- [Exercise prompt]
Scan the data below and pick out the lines containing the word "React".

>>>

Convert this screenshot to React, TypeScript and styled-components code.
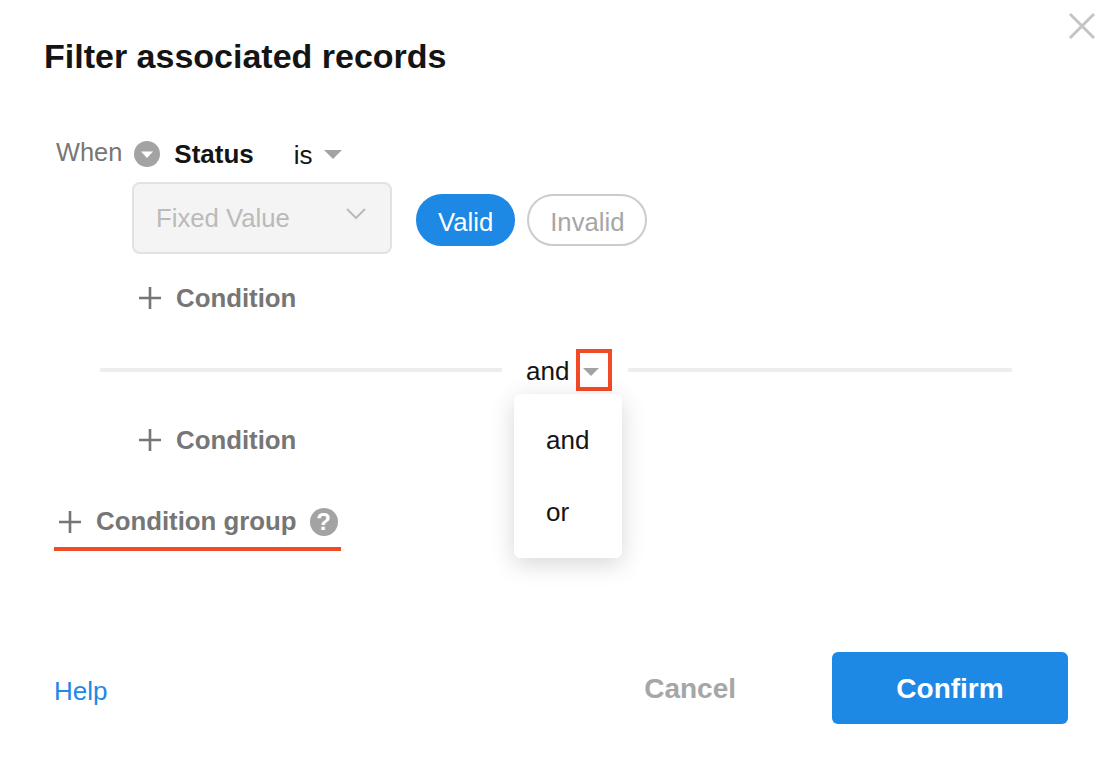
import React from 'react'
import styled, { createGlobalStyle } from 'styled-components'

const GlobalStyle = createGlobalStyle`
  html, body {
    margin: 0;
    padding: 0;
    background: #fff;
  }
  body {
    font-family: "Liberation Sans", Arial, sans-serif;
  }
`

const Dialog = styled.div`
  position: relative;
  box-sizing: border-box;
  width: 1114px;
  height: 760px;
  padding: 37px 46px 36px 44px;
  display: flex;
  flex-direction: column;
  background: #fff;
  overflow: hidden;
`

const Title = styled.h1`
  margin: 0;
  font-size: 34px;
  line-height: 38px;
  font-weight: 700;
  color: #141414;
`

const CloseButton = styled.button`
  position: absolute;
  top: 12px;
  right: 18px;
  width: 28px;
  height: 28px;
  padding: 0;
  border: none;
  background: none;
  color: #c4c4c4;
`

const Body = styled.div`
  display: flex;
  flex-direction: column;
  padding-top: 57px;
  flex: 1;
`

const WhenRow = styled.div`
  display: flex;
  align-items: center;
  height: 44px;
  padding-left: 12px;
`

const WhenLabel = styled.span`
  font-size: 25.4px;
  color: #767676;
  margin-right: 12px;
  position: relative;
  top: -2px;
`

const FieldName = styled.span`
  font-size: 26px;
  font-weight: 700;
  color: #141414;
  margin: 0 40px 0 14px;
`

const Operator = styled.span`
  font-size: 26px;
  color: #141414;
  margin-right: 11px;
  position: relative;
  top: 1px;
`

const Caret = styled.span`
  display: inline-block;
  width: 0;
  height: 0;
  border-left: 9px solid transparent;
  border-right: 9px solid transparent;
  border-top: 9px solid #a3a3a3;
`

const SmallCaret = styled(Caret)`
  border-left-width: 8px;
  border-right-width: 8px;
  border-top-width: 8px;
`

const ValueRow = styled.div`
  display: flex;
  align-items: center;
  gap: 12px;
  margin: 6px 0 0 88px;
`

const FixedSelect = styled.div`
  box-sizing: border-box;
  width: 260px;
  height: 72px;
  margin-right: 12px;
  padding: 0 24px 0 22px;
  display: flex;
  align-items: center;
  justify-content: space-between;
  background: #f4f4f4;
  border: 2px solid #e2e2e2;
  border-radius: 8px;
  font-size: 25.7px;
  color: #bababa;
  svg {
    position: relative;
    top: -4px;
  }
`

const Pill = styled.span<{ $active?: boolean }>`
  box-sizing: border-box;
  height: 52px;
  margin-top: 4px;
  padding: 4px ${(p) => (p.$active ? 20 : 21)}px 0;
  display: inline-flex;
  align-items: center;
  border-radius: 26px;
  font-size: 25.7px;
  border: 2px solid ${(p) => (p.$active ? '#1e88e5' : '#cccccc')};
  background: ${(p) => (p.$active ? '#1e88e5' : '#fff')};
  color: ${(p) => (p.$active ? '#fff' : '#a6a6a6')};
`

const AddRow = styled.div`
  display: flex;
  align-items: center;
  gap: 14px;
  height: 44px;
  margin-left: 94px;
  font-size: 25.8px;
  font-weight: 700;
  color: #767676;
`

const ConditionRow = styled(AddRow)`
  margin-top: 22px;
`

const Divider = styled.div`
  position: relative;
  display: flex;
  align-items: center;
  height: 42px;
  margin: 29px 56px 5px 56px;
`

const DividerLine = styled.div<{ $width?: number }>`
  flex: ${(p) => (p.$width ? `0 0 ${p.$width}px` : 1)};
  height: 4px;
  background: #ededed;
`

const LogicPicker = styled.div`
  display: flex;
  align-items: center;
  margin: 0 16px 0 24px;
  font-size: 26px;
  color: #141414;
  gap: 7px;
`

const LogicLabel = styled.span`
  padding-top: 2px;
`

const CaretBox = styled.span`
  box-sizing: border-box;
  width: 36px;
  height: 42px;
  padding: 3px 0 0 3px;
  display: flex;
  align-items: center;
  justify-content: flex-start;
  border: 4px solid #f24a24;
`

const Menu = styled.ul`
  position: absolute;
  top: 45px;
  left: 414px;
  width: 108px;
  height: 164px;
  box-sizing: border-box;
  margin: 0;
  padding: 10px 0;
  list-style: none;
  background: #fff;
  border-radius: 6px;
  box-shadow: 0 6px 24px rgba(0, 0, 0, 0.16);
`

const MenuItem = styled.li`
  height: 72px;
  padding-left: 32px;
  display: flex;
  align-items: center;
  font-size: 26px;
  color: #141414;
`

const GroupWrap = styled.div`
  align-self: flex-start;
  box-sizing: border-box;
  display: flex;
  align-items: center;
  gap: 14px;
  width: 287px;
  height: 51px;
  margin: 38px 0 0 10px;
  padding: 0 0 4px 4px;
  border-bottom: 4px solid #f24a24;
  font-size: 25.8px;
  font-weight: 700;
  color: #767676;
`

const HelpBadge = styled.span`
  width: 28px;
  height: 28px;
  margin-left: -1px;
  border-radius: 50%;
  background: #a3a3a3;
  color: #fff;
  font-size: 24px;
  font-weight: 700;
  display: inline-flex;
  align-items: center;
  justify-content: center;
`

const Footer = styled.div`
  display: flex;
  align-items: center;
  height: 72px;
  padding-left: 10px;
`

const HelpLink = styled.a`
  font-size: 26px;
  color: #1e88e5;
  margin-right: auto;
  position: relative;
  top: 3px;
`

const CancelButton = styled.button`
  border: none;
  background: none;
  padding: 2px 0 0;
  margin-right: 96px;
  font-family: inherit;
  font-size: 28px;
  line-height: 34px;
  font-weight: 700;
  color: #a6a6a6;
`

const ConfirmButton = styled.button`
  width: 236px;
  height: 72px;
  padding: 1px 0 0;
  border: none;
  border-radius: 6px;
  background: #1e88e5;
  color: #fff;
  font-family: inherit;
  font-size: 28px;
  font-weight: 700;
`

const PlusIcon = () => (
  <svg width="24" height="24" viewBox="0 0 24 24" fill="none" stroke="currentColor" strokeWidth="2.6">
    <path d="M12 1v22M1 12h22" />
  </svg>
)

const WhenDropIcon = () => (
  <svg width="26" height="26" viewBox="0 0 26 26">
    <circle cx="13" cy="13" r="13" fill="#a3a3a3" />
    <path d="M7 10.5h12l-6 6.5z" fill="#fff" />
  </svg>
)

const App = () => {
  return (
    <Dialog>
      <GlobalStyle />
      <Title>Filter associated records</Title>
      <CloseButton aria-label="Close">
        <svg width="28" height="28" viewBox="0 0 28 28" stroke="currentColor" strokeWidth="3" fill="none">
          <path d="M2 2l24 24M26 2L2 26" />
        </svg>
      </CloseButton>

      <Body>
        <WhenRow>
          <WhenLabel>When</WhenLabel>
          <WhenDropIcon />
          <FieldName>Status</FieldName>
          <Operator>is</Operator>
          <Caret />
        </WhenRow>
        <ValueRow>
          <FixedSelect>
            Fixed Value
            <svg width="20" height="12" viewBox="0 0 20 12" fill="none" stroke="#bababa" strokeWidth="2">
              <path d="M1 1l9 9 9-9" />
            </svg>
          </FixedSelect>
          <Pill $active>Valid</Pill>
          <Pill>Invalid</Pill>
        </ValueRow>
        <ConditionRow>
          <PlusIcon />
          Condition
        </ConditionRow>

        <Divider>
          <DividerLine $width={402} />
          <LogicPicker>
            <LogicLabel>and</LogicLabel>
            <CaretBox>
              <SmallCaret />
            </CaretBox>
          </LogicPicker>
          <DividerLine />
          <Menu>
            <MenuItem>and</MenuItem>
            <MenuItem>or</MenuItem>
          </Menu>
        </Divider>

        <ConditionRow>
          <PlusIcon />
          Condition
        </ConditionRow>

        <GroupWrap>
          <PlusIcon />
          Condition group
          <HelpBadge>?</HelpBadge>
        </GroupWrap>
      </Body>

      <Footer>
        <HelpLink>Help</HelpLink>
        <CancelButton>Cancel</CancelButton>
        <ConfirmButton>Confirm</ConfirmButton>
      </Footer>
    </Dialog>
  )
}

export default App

<<<

- [Output for this task]
Convert this screenshot to React, TypeScript and styled-components code.
import React from 'react'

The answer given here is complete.